The overall winner of WAF was Ole Scheeren and OMA’s “Interlace”, a thousand apartment megastructure not far from the central business district of Singapore and developed by Capitaland. It is uncompromising and willful, 31 overlapping blocks that are set out on a hexagonal grid. The overlaps create terraces and framed gaps that break up the massing both vertically and horizontally. It is a huge gated building set in an island site, suburban and apart from the city, like one of the Garrison Forts that the British built in the late 19th century. It is very white, (for how long I wonder in this tropical climate) its angular jagged massing is quite aggressive and unflinching, it makes no concession to orientation, windows are tinted and air conditioning condenser units sit on balconies. Is this really the best world architecture has to offer? It is a bombastic humorless building that reminiscent of a Russian Constructivist sanitorium.

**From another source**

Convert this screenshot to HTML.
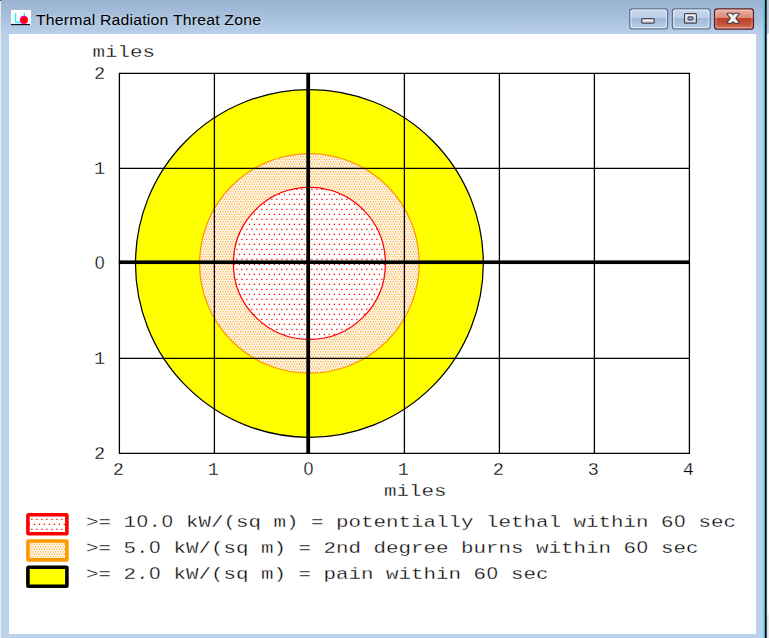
<!DOCTYPE html>
<html><head><meta charset="utf-8"><title>Thermal Radiation Threat Zone</title>
<style>
html,body{margin:0;padding:0;}
body{width:769px;height:638px;overflow:hidden;position:relative;background:#fff;font-family:"Liberation Sans",sans-serif;}
#out-l{position:absolute;left:0;top:0;width:2px;height:638px;background:#e8e8e8;}
#out-r{position:absolute;left:766px;top:0;width:3px;height:638px;background:linear-gradient(to bottom,#bcc8d4 0,#c4d0dc 33px,#fff 34px,#fff 612px,#ececec 616px);}
#win{position:absolute;left:1.3px;top:0;width:763.2px;height:638px;background:#bbd2ea;}
#tb{position:absolute;left:0;top:0;width:100%;height:34px;background:linear-gradient(to bottom,#9ab4d2 0,#a6bfdc 50%,#b8d0ea 100%);}
#edge-c{position:absolute;left:762px;top:0;width:6px;height:638px;background:linear-gradient(to right,rgba(187,210,234,0) 0.4px,#4fc6ee 2.3px,#1c93b4 3.0px,#05090b 3.15px,#0a0c0e 4.2px,rgba(120,120,120,.8) 4.8px,rgba(200,200,200,0) 5.6px);}
#edge-k{display:none;}
#client{position:absolute;left:8.9px;top:34.2px;width:747px;height:600.2px;background:#fff;}
#title{position:absolute;left:35.9px;top:8.2px;height:24px;line-height:24px;font-size:14.9px;letter-spacing:0.2px;transform:scaleX(1.06);transform-origin:0 0;color:#000;white-space:nowrap;text-shadow:0 0 5px rgba(255,255,255,.5);}
.btn{position:absolute;top:7.8px;height:21.6px;border-radius:3.5px;box-sizing:border-box;border:1.2px solid #62789a;box-shadow:inset 0 0 0 1.2px rgba(255,255,255,.55);}
#bmin,#bmax{background:linear-gradient(to bottom,#c5d7ea 0,#b9cde5 48%,#a3bcdb 52%,#b3cae4 100%);}
#bmin{left:629.2px;width:38.6px;}
#bmax{left:671.8px;width:38.6px;}
#bcls{left:714px;width:39.7px;border-color:#4f1f28;background:linear-gradient(to bottom,#e9aa9c 0,#db8673 48%,#c1432a 52%,#cf6a4c 100%);}
svg{position:absolute;left:0;top:0;}
.m{font-family:"Liberation Mono",monospace;font-size:17.4px;fill:#000;stroke:#fff;stroke-width:0.3px;white-space:pre;}
.z{font-family:"Liberation Sans",sans-serif;}
</style></head><body>
<div id="out-l"></div><div id="out-r"></div>
<div id="win"><div id="tb"></div></div>
<div id="edge-c"></div><div id="edge-k"></div>
<div id="client"></div>
<div id="title">Thermal Radiation Threat Zone</div>
<svg width="769" height="638" viewBox="0 0 769 638">
<rect x="0" y="0" width="1.2" height="1" fill="#5a5a5a"/><rect x="1.2" y="0" width="1" height="1" fill="#8a96a8"/>
<!-- app icon -->
<rect x="11" y="10" width="20" height="15.2" fill="#fff"/>
<rect x="11" y="23.9" width="19" height="1.3" fill="#111"/>
<path d="M15.6 13V22.1H21.5" stroke="#0ff" stroke-width="1.3" fill="none"/>
<path d="M24.4 13V16" stroke="#0ff" stroke-width="1.3" fill="none"/>
<circle cx="23.85" cy="19.9" r="4.1" fill="#f0f"/>
<circle cx="24.15" cy="19.9" r="3.5" fill="#f00"/>
<!-- caption buttons -->
<defs>
<linearGradient id="gb" x1="0" y1="0" x2="0" y2="1"><stop offset="0" stop-color="#c6d7ea"/><stop offset="0.46" stop-color="#bdd0e7"/><stop offset="0.47" stop-color="#9fb8d7"/><stop offset="1" stop-color="#bcd1e8"/></linearGradient>
<linearGradient id="gc" x1="0" y1="0" x2="0" y2="1"><stop offset="0" stop-color="#ecb3a6"/><stop offset="0.46" stop-color="#dc8875"/><stop offset="0.47" stop-color="#c0402a"/><stop offset="0.8" stop-color="#c9573e"/><stop offset="1" stop-color="#dc8a70"/></linearGradient>
<linearGradient id="gg" x1="0" y1="0" x2="0" y2="1"><stop offset="0" stop-color="#fbfbfb"/><stop offset="1" stop-color="#d0d0d4"/></linearGradient>
<clipPath id="cx"><rect x="724" y="12.8" width="18" height="11"/></clipPath><clipPath id="cx2"><rect x="724" y="13.8" width="18" height="9"/></clipPath>
</defs>
<g>
<rect x="629.8" y="8.8" width="37.8" height="20.1" rx="2.7" fill="url(#gb)" stroke="#5f6f8c" stroke-width="1.25"/>
<rect x="631.05" y="10.05" width="35.3" height="17.6" rx="2" fill="none" stroke="#fff" stroke-opacity=".5" stroke-width="1.2"/>
<rect x="672.4" y="8.8" width="37.8" height="20.1" rx="2.7" fill="url(#gb)" stroke="#5f6f8c" stroke-width="1.25"/>
<rect x="673.65" y="10.05" width="35.3" height="17.6" rx="2" fill="none" stroke="#fff" stroke-opacity=".5" stroke-width="1.2"/>
<rect x="714.6" y="8.8" width="38.8" height="20.4" rx="2.7" fill="url(#gc)" stroke="#581c26" stroke-width="1.3"/>
<rect x="715.9" y="10.1" width="36.2" height="17.8" rx="2" fill="none" stroke="#fff" stroke-opacity=".3" stroke-width="1.2"/>
<!-- minimize glyph -->
<rect x="641.7" y="18.6" width="12.5" height="4.5" rx="0.9" fill="url(#gg)" stroke="#47475c" stroke-width="1.2"/>
<!-- maximize glyph -->
<rect x="684.5" y="13.7" width="11.9" height="9.4" rx="0.9" fill="url(#gg)" stroke="#47475c" stroke-width="1.2"/>
<rect x="688" y="16.9" width="5" height="3" rx="0.6" fill="#8eb0dc" stroke="#47475c" stroke-width="1.1"/>
<!-- close glyph -->
<g clip-path="url(#cx)">
<path d="M728.16 12L738.04 24.5M738.04 12L728.16 24.5" stroke="#4d3340" stroke-width="5.3" fill="none"/>
</g>
<g clip-path="url(#cx2)">
<path d="M728.16 12L738.04 24.5M738.04 12L728.16 24.5" stroke="#f3f3f5" stroke-width="3.2" fill="none"/>
</g>
</g>
<defs>
<pattern id="pr" width="5" height="10" patternUnits="userSpaceOnUse"><rect width="5" height="10" fill="#fff"/><rect x="3.75" y="3.75" width="1.25" height="1.25" fill="#f00"/><rect x="1.25" y="8.75" width="1.25" height="1.25" fill="#f00"/></pattern>
<pattern id="po" width="5" height="5" patternUnits="userSpaceOnUse" patternTransform="translate(0 -0.25)"><rect width="5" height="5" fill="#fff"/><rect x="0" y="1.25" width="1.25" height="1.25" fill="#f90"/><rect x="2.5" y="1.25" width="1.25" height="1.25" fill="#f90"/><rect x="1.25" y="3.75" width="1.25" height="1.25" fill="#f90"/><rect x="3.75" y="3.75" width="1.25" height="1.25" fill="#f90"/></pattern>
</defs>
<circle cx="309.4" cy="263.4" r="173.9" fill="#ff0" stroke="#000" stroke-width="1.25"/>
<circle cx="309.4" cy="263.4" r="109.8" fill="url(#po)" stroke="#f90" stroke-width="1.25"/>
<circle cx="309.4" cy="263.4" r="76.0" fill="url(#pr)" stroke="#f00" stroke-width="1.25"/>
<path d="M119.4 72.80000000000001V454.0M214.4 72.80000000000001V454.0M309.4 72.80000000000001V454.0M404.4 72.80000000000001V454.0M499.4 72.80000000000001V454.0M594.4 72.80000000000001V454.0M689.4 72.80000000000001V454.0M118.80000000000001 73.4H690.0M118.80000000000001 168.4H690.0M118.80000000000001 263.4H690.0M118.80000000000001 358.4H690.0M118.80000000000001 453.4H690.0" stroke="#000" stroke-width="1.3" fill="none"/>
<rect x="306.3" y="72.80000000000001" width="3.75" height="381.2" fill="#000"/>
<rect x="118.80000000000001" y="260.4" width="571.2" height="3.65" fill="#000"/>
<text class="m" transform="translate(92.4 56.6) scale(1.1971 1)">miles</text>
<text class="m" style="font-size:18.6px" transform="translate(94.07 79.2) scale(1.0000 1)">2</text>
<text class="m" style="font-size:18.6px" transform="translate(94.07 174.2) scale(1.0000 1)">1</text>
<text class="m" style="font-size:18.6px" transform="translate(94.07 269.2) scale(1.0000 1)" x="0.63"><tspan class="z" style="font-size:17.82px">0</tspan></text>
<text class="m" style="font-size:18.6px" transform="translate(94.07 364.2) scale(1.0000 1)">1</text>
<text class="m" style="font-size:18.6px" transform="translate(94.07 459.2) scale(1.0000 1)">2</text>
<text class="m" style="font-size:18.6px" transform="translate(112.87 474.6) scale(1.0000 1)">2</text>
<text class="m" style="font-size:18.6px" transform="translate(207.87 474.6) scale(1.0000 1)">1</text>
<text class="m" style="font-size:18.6px" transform="translate(302.77 474.6) scale(1.0000 1)" x="0.63"><tspan class="z" style="font-size:17.82px">0</tspan></text>
<text class="m" style="font-size:18.6px" transform="translate(397.77 474.6) scale(1.0000 1)">1</text>
<text class="m" style="font-size:18.6px" transform="translate(492.77 474.6) scale(1.0000 1)">2</text>
<text class="m" style="font-size:18.6px" transform="translate(587.77 474.6) scale(1.0000 1)">3</text>
<text class="m" style="font-size:18.6px" transform="translate(682.77 474.6) scale(1.0000 1)">4</text>
<text class="m" transform="translate(384.1 495.7) scale(1.1971 1)">miles</text>
<rect x="27.900000000000002" y="514.8" width="39.0" height="18.9" rx="0.7" fill="url(#pr)" stroke="#f00" stroke-width="3.6"/>
<rect x="27.900000000000002" y="541.0" width="39.0" height="18.9" rx="0.7" fill="url(#po)" stroke="#f90" stroke-width="3.6"/>
<rect x="27.900000000000002" y="567.3" width="39.0" height="18.9" rx="0.7" fill="#ff0" stroke="#000" stroke-width="3.6"/>
<text class="m" transform="translate(86 526.6) scale(1.1971 1)" x="0.00 10.44 20.88 31.32 42.35 52.21 63.23 73.09 83.53 93.97 104.42 114.86 125.30 135.74 146.18 156.62 167.07 177.51 187.95 198.39 208.83 219.27 229.71 240.16 250.60 261.04 271.48 281.92 292.36 302.81 313.25 323.69 334.13 344.57 355.01 365.45 375.90 386.34 396.78 407.22 417.66 428.10 438.55 448.99 459.43 469.87 480.31 491.34 501.20 511.64 522.08 532.52">&gt;= 1<tspan class="z" style="font-size:16.67px">0</tspan>.<tspan class="z" style="font-size:16.67px">0</tspan> kW/(sq m) = potentially lethal within 6<tspan class="z" style="font-size:16.67px">0</tspan> sec</text>
<text class="m" transform="translate(86 552.9) scale(1.1971 1)" x="0.00 10.44 20.88 31.32 41.77 52.79 62.65 73.09 83.53 93.97 104.42 114.86 125.30 135.74 146.18 156.62 167.07 177.51 187.95 198.39 208.83 219.27 229.71 240.16 250.60 261.04 271.48 281.92 292.36 302.81 313.25 323.69 334.13 344.57 355.01 365.45 375.90 386.34 396.78 407.22 417.66 428.10 438.55 448.99 460.01 469.87 480.31 490.75 501.20">&gt;= 5.<tspan class="z" style="font-size:16.67px">0</tspan> kW/(sq m) = 2nd degree burns within 6<tspan class="z" style="font-size:16.67px">0</tspan> sec</text>
<text class="m" transform="translate(86 579.1) scale(1.1971 1)" x="0.00 10.44 20.88 31.32 41.77 52.79 62.65 73.09 83.53 93.97 104.42 114.86 125.30 135.74 146.18 156.62 167.07 177.51 187.95 198.39 208.83 219.27 229.71 240.16 250.60 261.04 271.48 281.92 292.36 302.81 313.25 323.69 334.72 344.57 355.01 365.45 375.90">&gt;= 2.<tspan class="z" style="font-size:16.67px">0</tspan> kW/(sq m) = pain within 6<tspan class="z" style="font-size:16.67px">0</tspan> sec</text>
</svg>
</body></html>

Much more playful and decorative was Thomas Heatherwick’s “The Hive” - all buildings need names don’t they? It is on the Nanyang Technical University campus to the west of the island. A simple idea, stacks of classrooms around a shared space. In contrast to “Interlace” it takes advantage of the climate, no need for doors or lobbies and open stairs make for a very democratic architecture. It has a sculpted hand made feel with embossed precast panels in warm beige and pinkish concrete. No doubt this will be a building of the year sometime soon, it has that populist feel that Heatherwick imparts. But is it good architecture? It is spatially constricted, the organisation of the plan is questionable creating classrooms that are dark and lifeless, exposed services crawl around the building like jungle creepers. There are some great details, the balustrade, signage, staircase enclosures are all inventively put together. But I can’t help feeling it was like being in Bedrock City, looking for Fred Flintstone.
The Park Royal on Pickering is a hotel and office building designed by WOHA and completed 3 years ago. This is a great piece. It understands the context of Singapore and it is beautifully put together, the quality of detail apparent from the elevations through to the bathrooms. Of the three this is the building that feels like Singapore architecture has moved the game on. The vertical gardens, open corridors, public spaces, shared spaces and streetscape and beautifully detailed rooms are memorable, and very much a representation of Singapore’s transformation into a verdant world city.Perhaps because the architects are based in the City they have an empathetic understanding of it.
Next year WAF will be in Berlin, that promises to set up a much more Eurocentric and perhaps less experimental shortlist. For all the questions they raise, these Singapore projects are memorable and challenging.